Find the equation of the hyperbola with vertices at (± 6, 0) and foci at (± 8, 0) ?

CONCEPT:

The properties of a rectangular hyperbola \(\frac{{{x^2}}}{{{a^2}}} - \frac{{{y^2}}}{{{b^2}}} = 1\) are:

• Its centre is given by: (0, 0)
• Its foci are given by: (- ae, 0) and (ae, 0)
• Its vertices are given by: (- a, 0)  and (a, 0)
• Its eccentricity is given by: \(e = \frac{{\sqrt{{a^2} + {b^2}} }}{a}\)
• Length of transverse axis = 2a and its equation is y = 0.
• Length of conjugate axis = 2b and its equation is x = 0.
• Length of its latus rectum is given by: \(\frac{2b^2}{a}\)

CALCULATION:

Here, we have to find the equation of the hyperbola with vertices at (± 6, 0) and foci at (± 8, 0)

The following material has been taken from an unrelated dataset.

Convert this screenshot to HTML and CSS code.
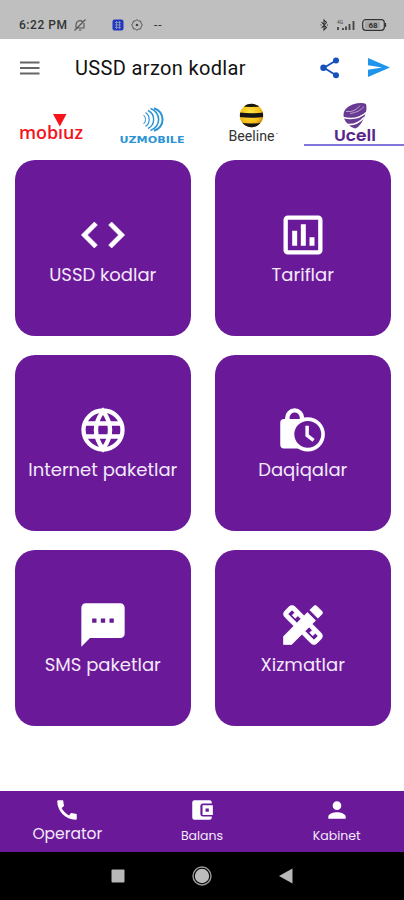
FILE: index.html
```
<!DOCTYPE html>
<html lang="uz">
<head>
    <meta charset="UTF-8">
    <meta name="viewport" content="width=device-width, initial-scale=1.0">
    <title>USSD arzon kodlar</title>
    <link rel="stylesheet" href="styles.css">
</head>
<body>
    <div class="status-bar">
        <span class="time">6:22 PM</span>
        <svg class="muted" width="14" height="14" viewBox="0 0 14 14">
            <path d="M3 10V6.500a4 4 0 0 1 6.500-3M11 5v5H4.500M6 12h2.500M1.500 12.500l11-11" fill="none" stroke="#555" stroke-width="1.100"/>
        </svg>
        <svg class="app-dot" width="12" height="12" viewBox="0 0 12 12">
            <rect x="0.500" y="0.500" width="11" height="11" rx="2" fill="#2038c0"/>
            <path d="M3 3.500h6M3 6h6M3 8.500h6M4.500 2v8M7.500 2v8" stroke="#8b93b8" stroke-width="0.900"/>
        </svg>
        <svg class="gear" width="12" height="12" viewBox="0 0 12 12">
            <path d="M6 .7l1.600 1.200 2 .2.500 2L11.300 6l-1.200 1.900-.5 2-2 .2L6 11.300l-1.600-1.200-2-.2-.5-2L.7 6l1.200-1.900.5-2 2-.2z" fill="none" stroke="#555"/>
            <circle cx="6" cy="6" r="1.300" fill="#444"/>
        </svg>
        <span class="more-dots">--</span>
        <svg class="status-right" width="69" height="14" viewBox="0 0 69 14">
            <path d="M1.500 4l5 5.500L4 12V2l2.500 2.500-5 5.500M.5 7h1M7 7h1" fill="none" stroke="#333" stroke-width="1.100"/>
            <text x="17" y="5.500" font-size="5" fill="#444">4G</text>
            <path d="M18 12V9M23 12v-2M26 12V8.500M29.500 12V6M33.500 12V3" stroke="#444" stroke-width="1.800"/>
            <rect x="42.700" y="1.700" width="21.600" height="10.600" rx="3" fill="none" stroke="#333" stroke-width="1.200"/>
            <path d="M65.500 5v4" stroke="#333" stroke-width="1.200"/>
            <rect x="45" y="3.500" width="15" height="7" rx="1" fill="#a5a5a5"/>
            <text x="48.500" y="10" font-size="8" font-weight="bold" fill="#333">68</text>
        </svg>
    </div>

    <header>
        <svg class="menu-icon" width="20" height="14" viewBox="0 0 20 14">
            <path d="M0 1.500h19.500M0 7h19.500M0 12.500h19.500" stroke="#666" stroke-width="1.800"/>
        </svg>
        <h1>USSD arzon kodlar</h1>
        <svg class="share-icon" width="20" height="22" viewBox="0 0 20 22">
            <path d="M16 3.500L4 10.700l12 7.500" fill="none" stroke="#1550bd" stroke-width="1.800"/>
            <circle cx="16" cy="3.500" r="3" fill="#1550bd"/>
            <circle cx="3.500" cy="10.700" r="3.200" fill="#1550bd"/>
            <circle cx="16" cy="18.200" r="3" fill="#1550bd"/>
        </svg>
        <svg class="send-icon" width="22" height="19" viewBox="0 0 22 19">
            <path d="M0 0l22 9.500L0 19v-7.300l14-2.200L0 7.300z" fill="#1e94ea"/>
        </svg>
    </header>

    <nav class="operators">
        <a class="tab">
            <svg width="100" height="47" viewBox="0 0 100 47">
                <path d="M53 14h13.500l-6.700 12.500z" fill="#f5141c"/>
                <text class="logo-mobiuz" x="19" y="39" textLength="64" lengthAdjust="spacingAndGlyphs">mobıuz</text>
            </svg>
        </a>
        <a class="tab">
            <svg width="100" height="47" viewBox="0 0 100 47">
                <g fill="none" stroke="#2b94d3">
                    <path d="M53 8.300a11.600 11.600 0 0 1 0 22.400" stroke-width="2"/>
                    <path d="M49.500 8.500a11.500 11.500 0 0 1 0 22" stroke-width="1.600"/>
                    <path d="M47 10.500a10 10 0 0 1 0 18" stroke-width="1.400"/>
                    <path d="M44.500 12.500a8.500 8.500 0 0 1 0 14" stroke-width="1.200"/>
                    <path d="M42.500 15a6 6 0 0 1 0 9" stroke-width="1"/>
                </g>
                <text class="logo-uzmobile" x="18.500" y="43" textLength="65" lengthAdjust="spacingAndGlyphs">UZMOBILE</text>
            </svg>
        </a>
        <a class="tab">
            <svg width="100" height="47" viewBox="0 0 100 47">
                <defs>
                    <radialGradient id="bee" cx="45%" cy="40%" r="60%">
                        <stop offset="0" stop-color="#ffe74a"/>
                        <stop offset="0.700" stop-color="#f8bd16"/>
                        <stop offset="1" stop-color="#b97b08"/>
                    </radialGradient>
                    <clipPath id="ball"><circle cx="50" cy="15.500" r="11.700"/></clipPath>
                </defs>
                <g transform="translate(-1.500)" clip-path="url(#ball)">
                    <rect x="38" y="3" width="24" height="25" fill="url(#bee)"/>
                    <path d="M38 3h24v3q-12 2-24 0zM38 12.500q12 1.500 24 0v4.500q-12 1.500-24 0zM38 22.500q12 2 24 0v6H38z" fill="#151515"/>
                </g>
                <text class="logo-beeline" x="25.500" y="41" textLength="46" lengthAdjust="spacingAndGlyphs">Beeline</text>
                <circle cx="74" cy="33.500" r="0.700" fill="#888"/>
            </svg>
        </a>
        <a class="tab active">
            <svg width="100" height="47" viewBox="0 0 100 47">
                <path d="M39.500 15q0-7 9-10.500 9-2.500 13.500-.5 1.500 6-1.500 12.500Q57 26 51.500 28.500q-5-1-8.500-5.500-3.500-3.500-3.500-8z" fill="#693a92"/>
                <path d="M39 17.500q14 3.500 24-5.500M43 24.500q10 1 17-7" fill="none" stroke="#fff" stroke-width="1.600"/>
                <path d="M42 11.500q9 1 14-6M46 13.500q9-1 14-7" fill="none" stroke="#c4a9d5" stroke-width="0.900"/>
                <text class="logo-ucell" x="30" y="41" textLength="42" lengthAdjust="spacingAndGlyphs">Ucell</text>
            </svg>
        </a>
    </nav>

    <main>
        <a class="card">
            <svg class="icon" viewBox="0 0 24 24"><path stroke="#fff" stroke-width="0.300" d="M9.400 16.600L4.800 12l4.600-4.600L8 6l-6 6 6 6 1.400-1.400zm5.200 0l4.600-4.600-4.600-4.600L16 6l6 6-6 6-1.400-1.400z"/></svg>
            <span>USSD kodlar</span>
        </a>
        <a class="card">
            <svg class="icon" viewBox="0 0 24 24"><path d="M19 3H5c-1.100 0-2 .9-2 2v14c0 1.100.9 2 2 2h14c1.100 0 2-.9 2-2V5c0-1.100-.9-2-2-2zm0 16H5V5h14v14zM7 10h2.300v7H7zm4-3h2.300v10H11zm4 6h2.300v4H15z"/></svg>
            <span>Tariflar</span>
        </a>
        <a class="card">
            <svg class="icon" viewBox="0 0 24 24"><g fill="none" stroke="#fff" stroke-width="2"><circle cx="12" cy="12" r="9"/><path d="M12 3.200Q5.500 12 12 20.800Q18.500 12 12 3.200zM3.500 9h17M3.500 15h17"/></g></svg>
            <span>Internet paketlar</span>
        </a>
        <a class="card">
            <svg class="icon" viewBox="0 0 24 24">
                <path d="M3.200 6.900h.5V6.500a4.450 4.500 0 0 1 8.900 0L14 9v11.500H3.200a1.700 1.700 0 0 1-1.700-1.700V8.600a1.700 1.700 0 0 1 1.700-1.700z"/>
                <path class="hole" d="M5.800 6.900V6.300a2.350 2.350 0 0 1 4.700 0v.6z"/>
                <circle cx="14.200" cy="14" r="7.900"/>
                <circle class="hole" cx="14.200" cy="14" r="6.200"/>
                <path d="M13.900 10v4.500l3 2.300" fill="none" stroke="#fff" stroke-width="1.600"/>
            </svg>
            <span>Daqiqalar</span>
        </a>
        <a class="card">
            <svg class="icon" viewBox="0 0 24 24"><path d="M20 2H4c-1.100 0-1.990.9-1.990 2L2 22l4-4h14c1.100 0 2-.9 2-2V4c0-1.100-.9-2-2-2zM9 11H7V9h2v2zm4 0h-2V9h2v2zm4 0h-2V9h2v2z"/></svg>
            <span>SMS paketlar</span>
        </a>
        <a class="card">
            <svg class="icon" viewBox="0 0 24 24"><path d="M16.240 11.510l1.570-1.570-3.750-3.750-1.570 1.570-4.140-4.130c-.78-.78-2.050-.78-2.830 0l-1.900 1.900c-.78.78-.78 2.050 0 2.830l4.130 4.130L3 17.250V21h3.750l4.760-4.760 4.130 4.130c.95.95 2.230.6 2.830 0l1.900-1.900c.78-.78.78-2.050 0-2.830l-4.130-4.130zm-7.060-.44L5.040 6.940l1.890-1.900L8.200 6.310 7.020 7.500l1.410 1.410 1.190-1.190 1.450 1.450-1.890 1.900zm7.880 7.890l-4.130-4.130 1.900-1.900 1.450 1.450-1.190 1.190 1.410 1.410 1.190-1.190 1.270 1.270-1.900 1.900zM20.710 7.040c.39-.39.39-1.020 0-1.410l-2.340-2.340c-.47-.47-1.120-.29-1.410 0l-1.830 1.830 3.750 3.750 1.830-1.830z" stroke="#fff" stroke-width="0.300"/></svg>
            <span>Xizmatlar</span>
        </a>
    </main>

    <nav class="bottom-nav">
        <a class="item selected">
            <svg viewBox="0 0 24 24"><path d="M20.010 15.380c-1.230 0-2.420-.2-3.530-.56-.35-.12-.74-.03-1.010.24l-1.570 1.970c-2.830-1.350-5.480-3.900-6.890-6.830l1.950-1.660c.27-.28.35-.67.24-1.020-.37-1.110-.56-2.300-.56-3.530 0-.54-.45-.99-.99-.99H4.190C3.650 3 3 3.240 3 3.990 3 13.280 10.730 21 20.010 21c.71 0 .99-.63.99-1.180v-3.450c0-.54-.45-.99-.99-.99z"/></svg>
            <span>Operator</span>
        </a>
        <a class="item">
            <svg viewBox="0 0 24 24"><path d="M5 3h14a2 2 0 0 1 2 2v1h-8a2.500 2.500 0 0 0-2.500 2.500v7A2.500 2.500 0 0 0 13 18h8v1a2 2 0 0 1-2 2H5a2 2 0 0 1-2-2V5a2 2 0 0 1 2-2zM12.500 7.500H22v9h-9.500zm2.800 3v3h3v-3z" fill-rule="evenodd"/></svg>
            <span>Balans</span>
        </a>
        <a class="item">
            <svg viewBox="0 0 24 24"><path d="M12 12c2.210 0 4-1.790 4-4s-1.790-4-4-4-4 1.790-4 4 1.790 4 4 4zm0 2c-2.670 0-8 1.340-8 4v2h16v-2c0-2.660-5.330-4-8-4z"/></svg>
            <span>Kabinet</span>
        </a>
    </nav>

    <div class="system-nav">
        <svg width="14" height="14" viewBox="0 0 14 14"><rect x="0.500" y="0.500" width="13" height="13" rx="1" fill="#b8b8b8"/></svg>
        <svg width="20" height="20" viewBox="0 0 20 20"><circle cx="10" cy="10" r="9" fill="none" stroke="#999" stroke-width="1.400"/><circle cx="10" cy="10" r="7.200" fill="#bcbcbc"/></svg>
        <svg width="14" height="16" viewBox="0 0 14 16"><path d="M0 8L13.500.5v15z" fill="#b8b8b8"/></svg>
    </div>
</body>
</html>
```

FILE: styles.css
```
* {
    box-sizing: border-box;
}

body {
    margin: 0;
    width: 404px;
    height: 900px;
    display: flex;
    flex-direction: column;
    overflow: hidden;
    background-color: #fff;
    font-family: Poppins, Inter, sans-serif;
}

svg {
    display: block;
    flex-shrink: 0;
}

/* phone status bar */
.status-bar {
    height: 39px;
    padding: 10px 15px 0 19px;
    display: flex;
    align-items: center;
    background-color: #bfbfbf;
    color: #333;
    font-family: Roboto, sans-serif;
}

.time {
    width: 49px;
    font-size: 12px;
    font-weight: 500;
    letter-spacing: 0.55px;
    white-space: nowrap;
}

.muted {
    margin-left: 5px;
}

.app-dot {
    margin-left: 25px;
}

.gear {
    margin-left: 7px;
}

.more-dots {
    margin-left: 11px;
    font-size: 12px;
    letter-spacing: 1px;
}

.status-right {
    margin-left: auto;
}

/* app bar */
header {
    height: 61px;
    padding: 0 14px 4px 20px;
    display: flex;
    align-items: center;
}

header h1 {
    margin: 0 auto 0 35px;
    font-family: Roboto, sans-serif;
    font-size: 20px;
    font-weight: 400;
    letter-spacing: 0.35px;
    color: #111;
    white-space: nowrap;
}

.send-icon {
    margin-left: 28px;
}

/* operator tabs */
.operators {
    height: 47px;
    display: grid;
    grid-template-columns: repeat(4, 100px);
    column-gap: 1.3px;
}

.tab.active {
    height: 46px;
    border-bottom: 2px solid #8276dc;
    overflow: hidden;
}

.logo-mobiuz {
    font: 600 18px "Open Sans", sans-serif;
    fill: #f5141c;
}

.logo-uzmobile {
    font: 700 9px "DejaVu Sans", sans-serif;
    fill: #2b94d3;
}

.logo-beeline {
    font: 400 15px Roboto, sans-serif;
    fill: #333;
}

.logo-ucell {
    font: 600 16.5px Poppins, Inter, sans-serif;
    fill: #59248b;
}

/* cards */
main {
    flex: 1;
    padding: 13px 14px 0 15px;
    display: grid;
    grid-template-columns: 175.5px 175.5px;
    grid-auto-rows: 176px;
    gap: 19px 24.5px;
}

.card {
    padding-top: 49px;
    display: flex;
    flex-direction: column;
    align-items: center;
    border-radius: 20px;
    background-color: #6a1a99;
    color: #f4e9fa;
    font-size: 18px;
    line-height: 27px;
    white-space: nowrap;
}

.icon {
    width: 52px;
    height: 52px;
    fill: #fff;
}

.hole {
    fill: #6a1a99;
}

/* bottom menu */
.bottom-nav {
    height: 61px;
    padding-top: 6px;
    display: grid;
    grid-template-columns: repeat(3, 1fr);
    background-color: #6a1a99;
    color: #f4e9fa;
}

.item {
    display: flex;
    flex-direction: column;
    align-items: center;
    font-size: 12.5px;
    line-height: 25px;
}

.item svg {
    width: 26px;
    height: 26px;
    fill: #fff;
}

.item.selected {
    font-size: 15.5px;
    line-height: 22px;
}

/* android buttons */
.system-nav {
    height: 48px;
    display: flex;
    align-items: center;
    justify-content: center;
    gap: 67px;
    background-color: #000;
}
```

By comparing the given vertices  at (± 6, 0) with (± a, 0) we get

⇒ a = 6

Similarly, by comparing the given foci at (± 8, 0) with (± ae, 0) we get,

⇒ ae = 8

⇒ 6e = 8 ⇒ e = 4/3

As we know that, \(e = \frac{{\sqrt{{a^2} + {b^2}} }}{a}\)

⇒ a²e² = a² + b²

By substituting a² = 36 and e² = 16/9 in the above equation we get,

⇒ 36 × (16/9) = 36 + b²

⇒ b² = 64 - 36 = 28

So, the required equation of hyperbola is \(\frac{{{x^2}}}{{{36}}} - \frac{{{y^2}}}{{{28}}} = 1\)

Hence, option A is the correct answer.